### Requirement:
Print the listing below exactly.

### Source excerpt:
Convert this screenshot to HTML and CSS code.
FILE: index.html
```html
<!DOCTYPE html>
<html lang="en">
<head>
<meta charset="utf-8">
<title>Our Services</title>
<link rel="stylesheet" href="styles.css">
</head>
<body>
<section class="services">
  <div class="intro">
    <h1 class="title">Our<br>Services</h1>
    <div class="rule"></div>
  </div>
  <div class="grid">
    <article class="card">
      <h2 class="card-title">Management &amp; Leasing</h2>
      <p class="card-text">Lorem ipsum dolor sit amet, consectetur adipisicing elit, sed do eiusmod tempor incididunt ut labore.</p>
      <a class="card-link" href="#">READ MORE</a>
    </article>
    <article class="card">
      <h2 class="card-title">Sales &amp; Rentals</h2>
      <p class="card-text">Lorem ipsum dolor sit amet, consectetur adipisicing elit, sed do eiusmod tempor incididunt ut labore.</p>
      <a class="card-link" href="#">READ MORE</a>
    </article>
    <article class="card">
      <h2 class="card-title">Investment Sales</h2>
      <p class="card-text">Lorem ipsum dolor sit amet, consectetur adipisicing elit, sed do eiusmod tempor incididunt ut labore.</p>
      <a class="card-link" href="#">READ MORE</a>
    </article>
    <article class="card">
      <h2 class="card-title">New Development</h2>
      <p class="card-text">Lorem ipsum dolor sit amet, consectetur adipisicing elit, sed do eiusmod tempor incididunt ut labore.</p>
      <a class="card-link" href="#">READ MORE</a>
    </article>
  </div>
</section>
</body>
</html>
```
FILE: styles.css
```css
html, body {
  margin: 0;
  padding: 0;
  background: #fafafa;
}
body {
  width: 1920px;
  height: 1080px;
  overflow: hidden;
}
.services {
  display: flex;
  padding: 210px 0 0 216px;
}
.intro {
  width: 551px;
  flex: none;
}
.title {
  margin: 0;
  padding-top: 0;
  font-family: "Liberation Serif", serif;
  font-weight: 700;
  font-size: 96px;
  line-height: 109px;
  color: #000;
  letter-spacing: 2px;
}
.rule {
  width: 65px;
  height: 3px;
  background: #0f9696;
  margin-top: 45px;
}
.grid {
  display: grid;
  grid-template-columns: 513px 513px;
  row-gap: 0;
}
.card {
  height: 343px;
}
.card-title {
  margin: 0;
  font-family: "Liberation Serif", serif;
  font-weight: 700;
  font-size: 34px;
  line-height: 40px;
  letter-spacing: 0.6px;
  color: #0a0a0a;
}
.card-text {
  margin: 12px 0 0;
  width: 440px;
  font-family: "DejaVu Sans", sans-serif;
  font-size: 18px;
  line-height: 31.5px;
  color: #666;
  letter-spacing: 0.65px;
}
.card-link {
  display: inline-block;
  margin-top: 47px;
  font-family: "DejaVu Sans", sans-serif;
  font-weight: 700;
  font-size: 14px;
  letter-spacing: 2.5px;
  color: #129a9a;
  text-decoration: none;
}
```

### Output for this exercise:
Convert this screenshot to HTML and CSS code.
FILE: index.html
```html
<!DOCTYPE html>
<html lang="en">
<head>
<meta charset="utf-8">
<title>Our Services</title>
<link rel="stylesheet" href="styles.css">
</head>
<body>
<section class="services">
  <div class="intro">
    <h1 class="title">Our<br>Services</h1>
    <div class="rule"></div>
  </div>
  <div class="grid">
    <article class="card">
      <h2 class="card-title">Management &amp; Leasing</h2>
      <p class="card-text">Lorem ipsum dolor sit amet, consectetur adipisicing elit, sed do eiusmod tempor incididunt ut labore.</p>
      <a class="card-link" href="#">READ MORE</a>
    </article>
    <article class="card">
      <h2 class="card-title">Sales &amp; Rentals</h2>
      <p class="card-text">Lorem ipsum dolor sit amet, consectetur adipisicing elit, sed do eiusmod tempor incididunt ut labore.</p>
      <a class="card-link" href="#">READ MORE</a>
    </article>
    <article class="card">
      <h2 class="card-title">Investment Sales</h2>
      <p class="card-text">Lorem ipsum dolor sit amet, consectetur adipisicing elit, sed do eiusmod tempor incididunt ut labore.</p>
      <a class="card-link" href="#">READ MORE</a>
    </article>
    <article class="card">
      <h2 class="card-title">New Development</h2>
      <p class="card-text">Lorem ipsum dolor sit amet, consectetur adipisicing elit, sed do eiusmod tempor incididunt ut labore.</p>
      <a class="card-link" href="#">READ MORE</a>
    </article>
  </div>
</section>
</body>
</html>
```
FILE: styles.css
```css
html, body {
  margin: 0;
  padding: 0;
  background: #fafafa;
}
body {
  width: 1920px;
  height: 1080px;
  overflow: hidden;
}
.services {
  display: flex;
  padding: 210px 0 0 216px;
}
.intro {
  width: 551px;
  flex: none;
}
.title {
  margin: 0;
  padding-top: 0;
  font-family: "Liberation Serif", serif;
  font-weight: 700;
  font-size: 96px;
  line-height: 109px;
  color: #000;
  letter-spacing: 2px;
}
.rule {
  width: 65px;
  height: 3px;
  background: #0f9696;
  margin-top: 45px;
}
.grid {
  display: grid;
  grid-template-columns: 513px 513px;
  row-gap: 0;
}
.card {
  height: 343px;
}
.card-title {
  margin: 0;
  font-family: "Liberation Serif", serif;
  font-weight: 700;
  font-size: 34px;
  line-height: 40px;
  letter-spacing: 0.6px;
  color: #0a0a0a;
}
.card-text {
  margin: 12px 0 0;
  width: 440px;
  font-family: "DejaVu Sans", sans-serif;
  font-size: 18px;
  line-height: 31.5px;
  color: #666;
  letter-spacing: 0.65px;
}
.card-link {
  display: inline-block;
  margin-top: 47px;
  font-family: "DejaVu Sans", sans-serif;
  font-weight: 700;
  font-size: 14px;
  letter-spacing: 2.5px;
  color: #129a9a;
  text-decoration: none;
}
```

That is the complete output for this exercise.